With regard to the limitation of extra expenses during the period of restoration, although at first reading the limitation described in defined coverage would seem difficult to overcome, in fact it can be overcome when one closely examines the loss determination conditions related to extra expense coverage (Loss Condition D.4.b. - Loss Determination).

The extra expense loss determination conditions provide:
“The amount of extra expense will be determined based on:
(1) All expenses that exceed the normal operating expenses that would have been incurred by ‘operations’ during the ‘period of restoration’ if no direct physical loss or damage occurred. We will deduct from the total such expenses:
(a) The salvage value that remains of any property bought for temporary use during the ‘period of restoration’ once ‘operations’ are resumed; and
(b) Any extra expense that is paid by other insurance except for insurance that is written subject to the same plan, terms conditions and provisions as this insurance; and
(2) All necessary expenses that reduce the business income loss that otherwise would have been incurred.”

It is clear that items of extra expense that result from item (2) above are to be added to item (1).
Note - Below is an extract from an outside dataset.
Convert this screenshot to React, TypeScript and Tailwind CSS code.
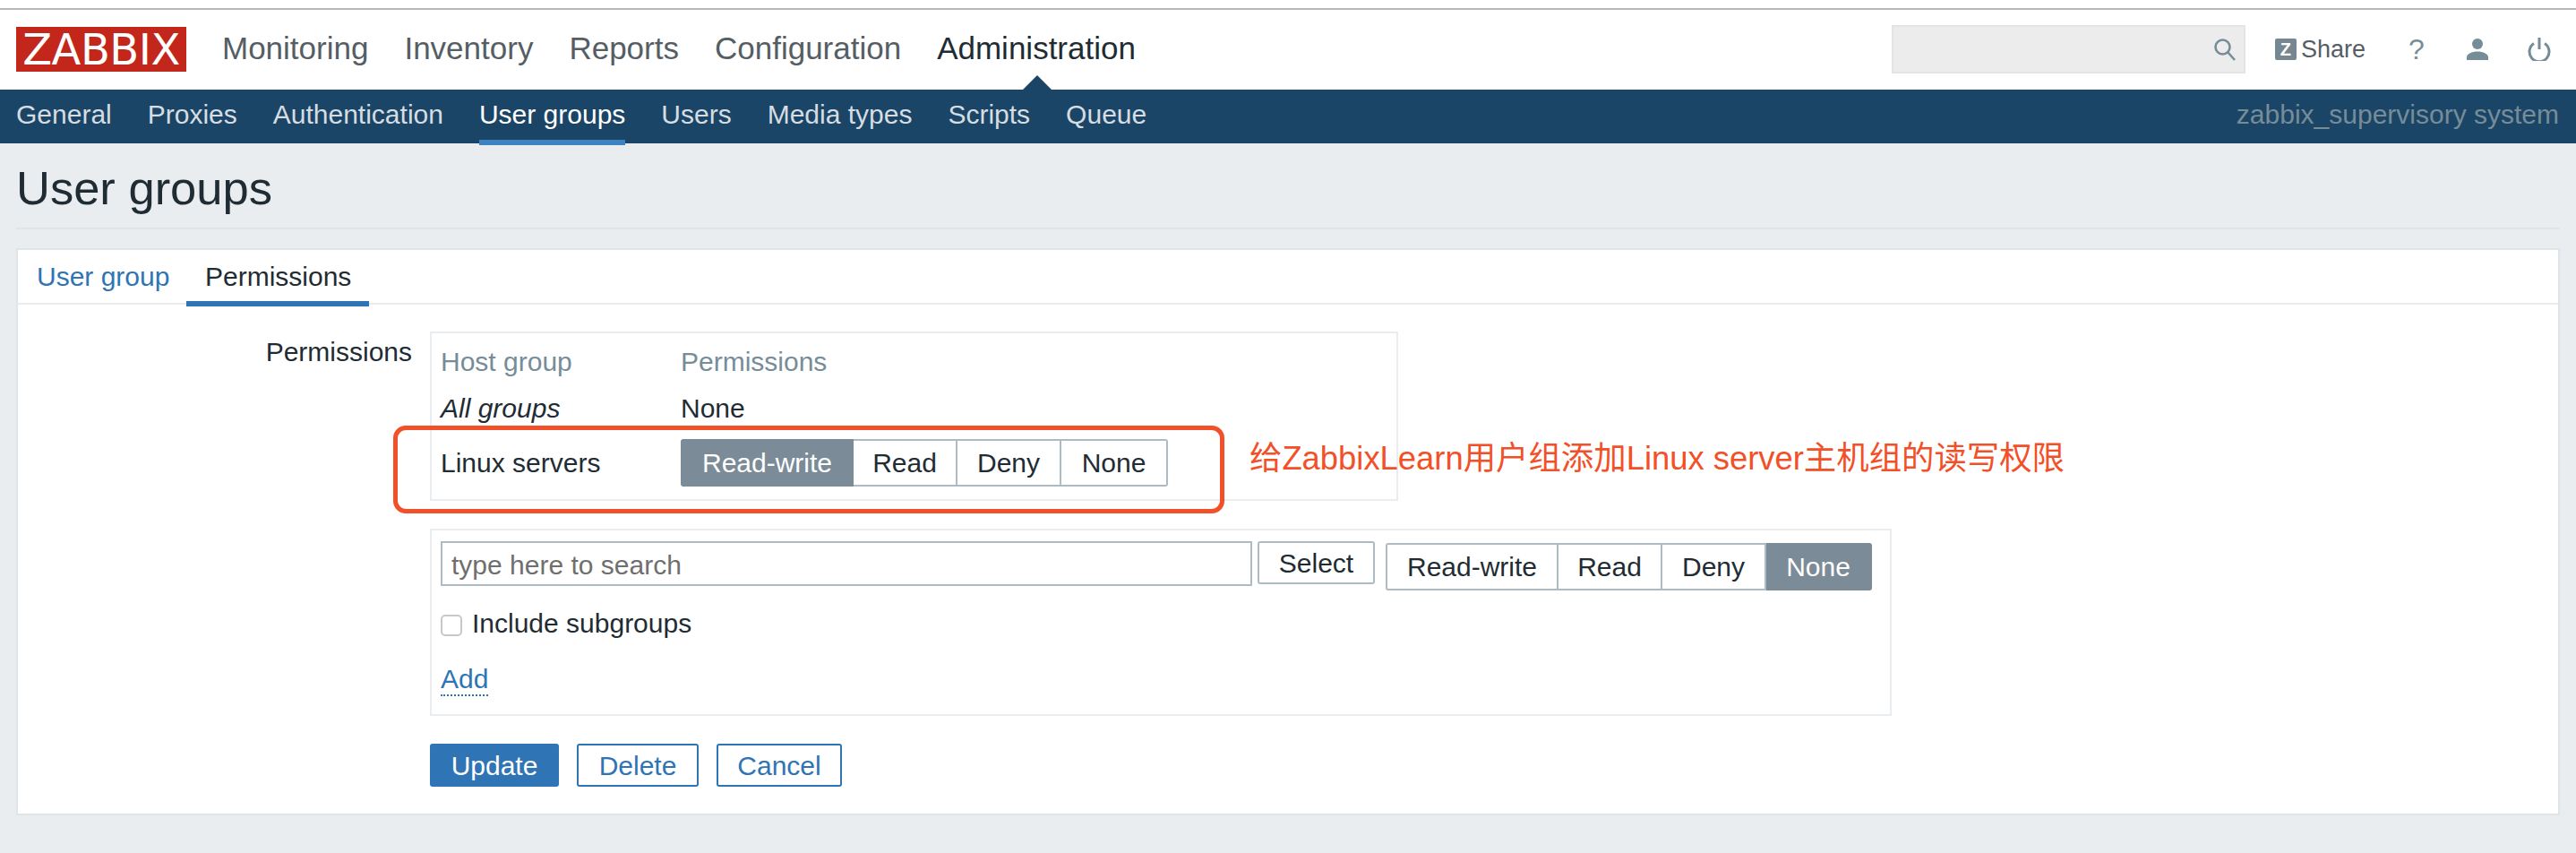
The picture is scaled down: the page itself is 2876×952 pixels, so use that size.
import React from "react";

const F = '"Liberation Sans", Arial, "Noto Sans CJK SC", sans-serif';

function Seg({ items, active }: { items: { t: string; w: number }[]; active: string }) {
  return (
    <div className="flex h-[53px]">
      {items.map((it, i) => (
        <div
          key={it.t}
          style={{ width: it.w }}
          className={
            "flex items-center justify-center text-[30px] border-y-2 " +
            (i === 0 ? "rounded-l-[3px] border-l-2 " : "") +
            (i === items.length - 1 ? "rounded-r-[3px] border-r-2 " : "border-r-2 ") +
            (it.t === active
              ? "bg-[#7b8b97] border-[#7b8b97] text-white"
              : "bg-white border-[#acbbc4] text-[#1f2c33]")
          }
        >
          {it.t}
        </div>
      ))}
    </div>
  );
}

export default function App() {
  return (
    <div className="relative w-[2876px] h-[952px] bg-[#e9edf0] overflow-hidden" style={{ fontFamily: F }}>
      <div className="h-[9px] bg-white" />
      <div className="h-[91px] bg-white border-t-2 border-[#b8b8b8] flex items-center pl-[18px] pr-[28px] relative">
        <div className="w-[190px] h-[50px] bg-[#c3261a] text-white flex items-center justify-center text-[48px] leading-none tracking-[-0.5px] mt-[-1px]" style={{ fontFamily: '"DejaVu Sans", sans-serif' }}>
          ZABBIX
        </div>
        <div className="flex gap-[40px] ml-[40px] text-[35px] text-[#555e65] mt-[-2px]">
          <span>Monitoring</span>
          <span>Inventory</span>
          <span>Reports</span>
          <span>Configuration</span>
          <span className="text-[#1f2c33]">Administration</span>
        </div>
        <div className="absolute left-[1142px] bottom-0 w-0 h-0 border-x-[16px] border-x-transparent border-b-[16px] border-b-[#1b4566]" />
        <div className="ml-auto flex items-center mt-[-1px]">
          <div className="w-[395px] h-[54px] bg-[#ececec] border-2 border-[#e4e4e4] flex items-center justify-end pr-[8px]">
            <svg width="26" height="26" viewBox="0 0 26 26" fill="none" stroke="#768d99" strokeWidth="2.6">
              <circle cx="10.5" cy="10.5" r="8" />
              <path d="M16 16l8 9" />
            </svg>
          </div>
          <div className="flex items-center ml-[33px]">
            <div className="w-[24px] h-[24px] rounded-[2px] bg-[#768791] text-white text-[20px] font-bold flex items-center justify-center leading-none">Z</div>
            <span className="ml-[5px] text-[27px] text-[#555e65]">Share</span>
          </div>
          <span className="ml-[48px] text-[32px] text-[#768d99] w-[16px] text-center">?</span>
          <svg className="ml-[48px]" width="26" height="24" viewBox="0 0 26 24" fill="#768d99">
            <circle cx="13" cy="6" r="6" />
            <path d="M1 24v-3c0-4 6-6.500 12-6.500S25 17 25 21v3z" />
          </svg>
          <svg className="ml-[43px]" width="26" height="26" viewBox="0 0 26 26" fill="none" stroke="#768d99" strokeWidth="3">
            <path d="M7 6.500a11 11 0 1 0 12 0" />
            <path d="M13 0v13" />
          </svg>
        </div>
      </div>

      <div className="h-[60px] bg-[#1b4566] flex items-start pl-[18px] pr-[19px] text-[30px] text-[#d5dde3] relative">
        <div className="flex gap-[40px] h-[62px]">
          {["General", "Proxies", "Authentication", "User groups", "Users", "Media types", "Scripts", "Queue"].map((t) => (
            <span
              key={t}
              className={
                "pt-[11px] leading-[34px] " +
                (t === "User groups" ? "text-white border-b-[6px] border-[#3d82c2] h-[62px]" : "")
              }
            >
              {t}
            </span>
          ))}
        </div>
        <span className="ml-auto pt-[11px] leading-[34px] text-[#768d99]">zabbix_supervisory system</span>
      </div>

      <div className="mx-[18px]">
        <div className="h-[96px] border-b-2 border-[#dfe4e7] text-[52.500px] leading-[60px] pt-[20px] text-[#1f2c33]">User groups</div>
        <div className="mt-[21px] h-[633px] bg-white border-2 border-[#dfe4e7]">
          <div className="h-[61px] border-b-2 border-[#e9edf0] flex text-[30px] relative">
            <span className="w-[188px] pl-[21px] pt-[13px] text-[#2f74b4] leading-[34px]">User group</span>
            <span className="w-[204px] h-[63px] pl-[21px] pt-[13px] leading-[34px] text-[#1f2c33] border-b-[6px] border-[#2f74b4]">Permissions</span>
          </div>

          <div className="flex pt-[30px] text-[30px] text-[#1f2c33]">
            <div className="w-[440px] text-right pr-0 leading-[34px] pt-[6px]">Permissions</div>
            <div className="ml-[20px]">
              <div className="w-[1081px] h-[189px] border-2 border-[#e9edf0] pl-[10px]">
                <div className="flex pt-[15px] leading-[34px] text-[#768d99]">
                  <span className="w-[268px]">Host group</span>
                  <span>Permissions</span>
                </div>
                <div className="flex pt-[18px] leading-[34px]">
                  <span className="w-[268px] italic">All groups</span>
                  <span>None</span>
                </div>
                <div className="flex items-center mt-[17px]">
                  <span className="w-[268px]">Linux servers</span>
                  <Seg
                    active="Read-write"
                    items={[
                      { t: "Read-write", w: 193 },
                      { t: "Read", w: 116 },
                      { t: "Deny", w: 116 },
                      { t: "None", w: 119 },
                    ]}
                  />
                </div>
              </div>

              <div className="mt-[31px] w-[1632px] h-[209px] border-2 border-[#e9edf0] pl-[10px] pt-[12px]">
                <div className="flex items-start">
                  <div className="w-[906px] h-[50px] border-2 border-[#acbbc4] pl-[10px] text-[#6f6f6f] leading-[50px]">type here to search</div>
                  <div className="ml-[6px] w-[131px] h-[48px] border-2 border-[#acbbc4] rounded-[3px] flex items-center justify-center">Select</div>
                  <div className="ml-[12px] mt-[2px]">
                    <Seg
                      active="None"
                      items={[
                        { t: "Read-write", w: 193 },
                        { t: "Read", w: 116 },
                        { t: "Deny", w: 116 },
                        { t: "None", w: 118 },
                      ]}
                    />
                  </div>
                </div>
                <div className="flex items-center mt-[19px] h-[34px]">
                  <div className="w-[24px] h-[24px] border-2 border-[#c8c8c8] rounded-[5px] bg-white mt-[6px]" />
                  <span className="ml-[11px]">Include subgroups</span>
                </div>
                <div className="mt-[23px]">
                  <span className="text-[#2f74b4] border-b-2 border-dotted border-[#2f74b4] leading-[34px] inline-block">Add</span>
                </div>
              </div>

              <div className="flex gap-[20px] mt-[31px]">
                <div className="w-[144px] h-[48px] rounded-[3px] bg-[#2f74b4] text-white flex items-center justify-center">Update</div>
                <div className="w-[136px] h-[48px] rounded-[3px] border-2 border-[#2f74b4] text-[#2f74b4] flex items-center justify-center">Delete</div>
                <div className="w-[140px] h-[48px] rounded-[3px] border-2 border-[#2f74b4] text-[#2f74b4] flex items-center justify-center">Cancel</div>
              </div>
            </div>
          </div>
        </div>
      </div>

      <div className="absolute left-[439px] top-[475px] w-[928px] h-[98px] border-[5px] border-[#f25028] rounded-[14px]" />
      <div className="absolute left-[1395px] top-[487px] text-[36.4px] leading-[50px] whitespace-nowrap text-[#f25028]">给ZabbixLearn用户组添加Linux server主机组的读写权限</div>
    </div>
  );
}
It is also clear that the only requirement of item (2) is that the necessary expense must serve to reduce the loss that otherwise would have been incurred. The period of restoration limitation is not stated for item (2).
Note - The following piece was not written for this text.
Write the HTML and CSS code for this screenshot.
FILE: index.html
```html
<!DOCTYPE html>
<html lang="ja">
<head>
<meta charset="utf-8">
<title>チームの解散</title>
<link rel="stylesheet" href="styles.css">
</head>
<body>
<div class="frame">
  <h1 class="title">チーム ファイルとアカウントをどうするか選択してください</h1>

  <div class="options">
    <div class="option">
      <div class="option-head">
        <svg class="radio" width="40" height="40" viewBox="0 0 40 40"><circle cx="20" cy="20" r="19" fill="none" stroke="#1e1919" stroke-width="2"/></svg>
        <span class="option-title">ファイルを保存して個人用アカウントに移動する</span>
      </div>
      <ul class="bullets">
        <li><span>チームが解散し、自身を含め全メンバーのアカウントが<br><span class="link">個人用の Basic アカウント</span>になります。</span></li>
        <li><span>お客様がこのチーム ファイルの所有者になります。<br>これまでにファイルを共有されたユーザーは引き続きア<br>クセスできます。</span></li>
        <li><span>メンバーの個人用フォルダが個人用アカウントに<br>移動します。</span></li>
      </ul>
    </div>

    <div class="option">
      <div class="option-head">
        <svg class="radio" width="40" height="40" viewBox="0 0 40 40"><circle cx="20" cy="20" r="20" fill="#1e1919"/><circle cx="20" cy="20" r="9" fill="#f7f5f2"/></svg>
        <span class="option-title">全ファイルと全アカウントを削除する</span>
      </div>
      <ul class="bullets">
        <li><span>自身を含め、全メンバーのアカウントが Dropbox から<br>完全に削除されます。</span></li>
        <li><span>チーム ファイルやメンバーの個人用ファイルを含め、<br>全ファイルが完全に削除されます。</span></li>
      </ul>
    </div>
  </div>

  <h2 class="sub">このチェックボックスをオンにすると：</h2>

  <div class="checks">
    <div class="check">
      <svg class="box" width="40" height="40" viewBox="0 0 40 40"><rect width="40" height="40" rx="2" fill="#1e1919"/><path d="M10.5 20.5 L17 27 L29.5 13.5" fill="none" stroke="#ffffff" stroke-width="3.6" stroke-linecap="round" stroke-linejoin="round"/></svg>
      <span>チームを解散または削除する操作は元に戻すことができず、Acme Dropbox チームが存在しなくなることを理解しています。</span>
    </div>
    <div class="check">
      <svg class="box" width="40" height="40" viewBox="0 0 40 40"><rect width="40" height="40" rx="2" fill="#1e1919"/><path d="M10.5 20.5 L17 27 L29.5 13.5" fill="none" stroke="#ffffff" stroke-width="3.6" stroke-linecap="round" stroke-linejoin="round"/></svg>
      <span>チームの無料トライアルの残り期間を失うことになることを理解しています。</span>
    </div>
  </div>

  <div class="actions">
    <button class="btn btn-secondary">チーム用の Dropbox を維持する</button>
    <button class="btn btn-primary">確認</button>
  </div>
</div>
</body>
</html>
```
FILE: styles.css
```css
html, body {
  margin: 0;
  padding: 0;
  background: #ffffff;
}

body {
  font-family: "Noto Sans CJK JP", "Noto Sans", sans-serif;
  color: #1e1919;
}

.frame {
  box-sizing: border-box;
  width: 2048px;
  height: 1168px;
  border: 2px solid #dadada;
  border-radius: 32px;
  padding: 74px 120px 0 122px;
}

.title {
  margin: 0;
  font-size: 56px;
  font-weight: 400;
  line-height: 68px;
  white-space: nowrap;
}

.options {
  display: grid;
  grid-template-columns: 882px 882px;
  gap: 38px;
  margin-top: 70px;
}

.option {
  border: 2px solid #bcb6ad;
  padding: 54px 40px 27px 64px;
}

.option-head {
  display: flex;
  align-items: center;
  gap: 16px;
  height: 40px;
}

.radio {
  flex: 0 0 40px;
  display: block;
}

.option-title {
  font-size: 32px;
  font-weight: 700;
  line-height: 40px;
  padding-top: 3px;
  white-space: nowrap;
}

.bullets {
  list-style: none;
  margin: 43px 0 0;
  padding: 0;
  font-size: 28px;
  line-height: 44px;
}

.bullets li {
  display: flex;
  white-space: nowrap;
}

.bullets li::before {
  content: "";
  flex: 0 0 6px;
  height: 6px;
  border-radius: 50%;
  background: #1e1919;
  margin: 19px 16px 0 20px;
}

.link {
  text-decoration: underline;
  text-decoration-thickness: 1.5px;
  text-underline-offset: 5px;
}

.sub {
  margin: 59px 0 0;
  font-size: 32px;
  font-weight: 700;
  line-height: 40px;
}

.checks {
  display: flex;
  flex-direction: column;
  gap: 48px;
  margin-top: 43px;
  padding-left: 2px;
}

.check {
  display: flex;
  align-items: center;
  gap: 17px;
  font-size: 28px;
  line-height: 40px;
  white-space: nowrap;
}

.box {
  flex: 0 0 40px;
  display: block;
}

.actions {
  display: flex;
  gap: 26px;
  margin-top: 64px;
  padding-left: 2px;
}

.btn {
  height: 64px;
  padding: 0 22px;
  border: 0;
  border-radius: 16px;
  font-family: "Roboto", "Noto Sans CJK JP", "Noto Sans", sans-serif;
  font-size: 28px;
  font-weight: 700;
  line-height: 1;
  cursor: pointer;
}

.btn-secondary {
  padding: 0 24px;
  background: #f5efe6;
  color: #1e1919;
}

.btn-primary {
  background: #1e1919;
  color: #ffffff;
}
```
It can reasonably be concluded then, based upon the policy language, that an expense incurred may be recovered outside the period of restoration if the expense served to reduce the loss that otherwise would have been incurred. Unlike the extra expenses incurred during the period of restoration, however, the insured must demonstrate that the expenses incurred outside the period of restoration do not exceed the amount of loss savings resulting from those expenditures.